>>

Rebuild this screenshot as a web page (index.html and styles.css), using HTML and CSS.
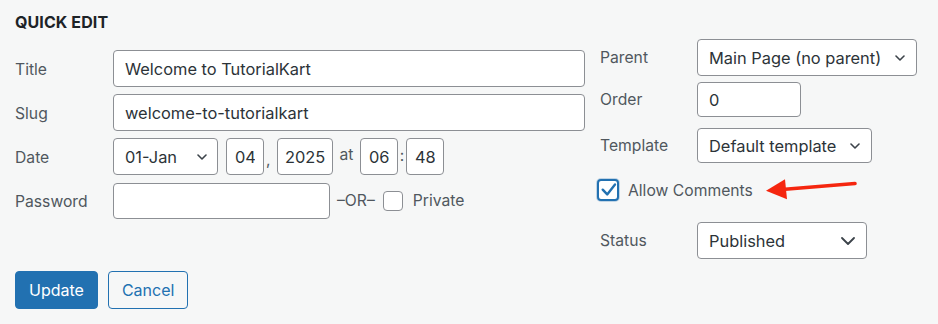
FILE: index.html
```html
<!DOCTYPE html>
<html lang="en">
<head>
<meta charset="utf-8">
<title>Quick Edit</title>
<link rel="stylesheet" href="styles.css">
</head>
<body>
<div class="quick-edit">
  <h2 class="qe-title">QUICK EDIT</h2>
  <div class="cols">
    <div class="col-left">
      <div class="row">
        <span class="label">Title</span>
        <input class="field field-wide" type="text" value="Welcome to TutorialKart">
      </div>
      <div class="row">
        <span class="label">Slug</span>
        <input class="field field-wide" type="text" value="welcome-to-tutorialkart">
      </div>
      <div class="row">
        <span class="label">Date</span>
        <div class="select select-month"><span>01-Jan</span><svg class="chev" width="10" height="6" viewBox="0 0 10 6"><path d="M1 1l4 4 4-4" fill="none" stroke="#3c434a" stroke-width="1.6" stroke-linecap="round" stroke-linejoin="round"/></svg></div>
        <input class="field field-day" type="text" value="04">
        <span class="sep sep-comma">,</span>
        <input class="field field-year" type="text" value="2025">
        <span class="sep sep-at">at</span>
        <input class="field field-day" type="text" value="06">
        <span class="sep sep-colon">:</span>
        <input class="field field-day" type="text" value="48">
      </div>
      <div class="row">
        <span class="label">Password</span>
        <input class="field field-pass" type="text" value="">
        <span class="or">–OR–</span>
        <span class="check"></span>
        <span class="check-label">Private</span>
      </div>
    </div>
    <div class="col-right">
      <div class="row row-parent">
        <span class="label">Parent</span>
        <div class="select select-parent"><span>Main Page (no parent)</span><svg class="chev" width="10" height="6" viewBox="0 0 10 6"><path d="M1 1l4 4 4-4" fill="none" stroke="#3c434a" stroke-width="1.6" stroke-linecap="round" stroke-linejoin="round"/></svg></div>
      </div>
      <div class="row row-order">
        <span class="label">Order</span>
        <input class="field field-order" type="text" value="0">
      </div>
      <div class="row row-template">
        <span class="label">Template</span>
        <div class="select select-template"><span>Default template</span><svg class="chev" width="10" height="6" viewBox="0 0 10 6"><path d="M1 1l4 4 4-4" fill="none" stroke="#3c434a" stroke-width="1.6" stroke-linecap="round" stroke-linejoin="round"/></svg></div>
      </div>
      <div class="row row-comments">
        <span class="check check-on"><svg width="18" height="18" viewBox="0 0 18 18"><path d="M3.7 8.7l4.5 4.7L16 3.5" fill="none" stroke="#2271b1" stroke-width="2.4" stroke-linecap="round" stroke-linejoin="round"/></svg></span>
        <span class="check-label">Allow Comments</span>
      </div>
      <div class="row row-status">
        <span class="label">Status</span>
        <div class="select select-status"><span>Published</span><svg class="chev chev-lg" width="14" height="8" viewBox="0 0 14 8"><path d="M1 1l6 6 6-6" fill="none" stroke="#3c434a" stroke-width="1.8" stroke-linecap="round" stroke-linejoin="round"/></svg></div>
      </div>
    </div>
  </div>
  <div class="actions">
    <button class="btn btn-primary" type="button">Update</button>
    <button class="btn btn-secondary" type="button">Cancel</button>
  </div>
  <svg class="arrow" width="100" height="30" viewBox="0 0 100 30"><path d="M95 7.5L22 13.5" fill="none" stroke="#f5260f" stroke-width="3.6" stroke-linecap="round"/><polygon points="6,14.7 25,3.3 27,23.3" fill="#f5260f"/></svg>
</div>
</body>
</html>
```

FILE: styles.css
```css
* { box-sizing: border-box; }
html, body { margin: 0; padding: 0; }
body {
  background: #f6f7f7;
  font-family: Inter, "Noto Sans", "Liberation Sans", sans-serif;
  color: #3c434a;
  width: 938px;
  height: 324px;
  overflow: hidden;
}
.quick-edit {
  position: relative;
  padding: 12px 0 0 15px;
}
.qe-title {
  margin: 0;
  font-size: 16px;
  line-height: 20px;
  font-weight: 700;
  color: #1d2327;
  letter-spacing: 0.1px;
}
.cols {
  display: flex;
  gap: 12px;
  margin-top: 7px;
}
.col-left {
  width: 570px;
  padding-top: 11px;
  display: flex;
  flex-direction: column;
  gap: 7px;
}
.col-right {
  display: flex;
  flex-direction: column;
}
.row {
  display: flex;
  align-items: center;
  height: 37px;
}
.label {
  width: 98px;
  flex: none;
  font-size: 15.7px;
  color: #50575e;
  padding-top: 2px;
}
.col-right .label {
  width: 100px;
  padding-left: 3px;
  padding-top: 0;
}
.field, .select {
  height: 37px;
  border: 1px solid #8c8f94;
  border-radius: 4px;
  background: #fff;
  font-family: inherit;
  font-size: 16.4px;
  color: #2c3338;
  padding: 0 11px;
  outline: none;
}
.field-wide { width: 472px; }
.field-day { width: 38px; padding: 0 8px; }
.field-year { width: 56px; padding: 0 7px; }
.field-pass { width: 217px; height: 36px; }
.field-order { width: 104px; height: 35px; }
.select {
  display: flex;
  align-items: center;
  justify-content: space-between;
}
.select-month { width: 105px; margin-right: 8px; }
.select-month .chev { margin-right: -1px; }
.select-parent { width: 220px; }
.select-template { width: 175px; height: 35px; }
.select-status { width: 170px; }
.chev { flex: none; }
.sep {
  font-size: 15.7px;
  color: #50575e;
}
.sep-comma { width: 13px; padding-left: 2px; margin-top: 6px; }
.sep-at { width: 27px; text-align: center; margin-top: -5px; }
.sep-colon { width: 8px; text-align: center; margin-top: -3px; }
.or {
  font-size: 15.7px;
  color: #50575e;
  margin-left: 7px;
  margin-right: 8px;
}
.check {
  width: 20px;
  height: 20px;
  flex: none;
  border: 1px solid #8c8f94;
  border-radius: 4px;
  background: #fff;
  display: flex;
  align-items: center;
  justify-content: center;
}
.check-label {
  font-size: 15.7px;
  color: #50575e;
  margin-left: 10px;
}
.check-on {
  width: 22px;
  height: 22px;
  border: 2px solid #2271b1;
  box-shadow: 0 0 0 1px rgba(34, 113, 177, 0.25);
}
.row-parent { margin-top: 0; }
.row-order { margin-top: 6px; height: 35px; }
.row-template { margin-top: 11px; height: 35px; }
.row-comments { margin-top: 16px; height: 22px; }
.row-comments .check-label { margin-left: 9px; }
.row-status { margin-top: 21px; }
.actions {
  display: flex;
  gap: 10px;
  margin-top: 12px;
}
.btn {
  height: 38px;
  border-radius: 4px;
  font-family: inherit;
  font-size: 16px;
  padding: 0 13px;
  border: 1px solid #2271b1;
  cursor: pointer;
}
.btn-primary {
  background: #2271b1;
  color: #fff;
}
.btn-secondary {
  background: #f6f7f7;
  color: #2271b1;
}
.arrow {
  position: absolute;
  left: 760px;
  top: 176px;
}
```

<<

Lines that include the word "styles" are to be extracted from the data above.

» Full answer:
Rebuild this screenshot as a web page (index.html and styles.css), using HTML and CSS.
<link rel="stylesheet" href="styles.css">
FILE: styles.css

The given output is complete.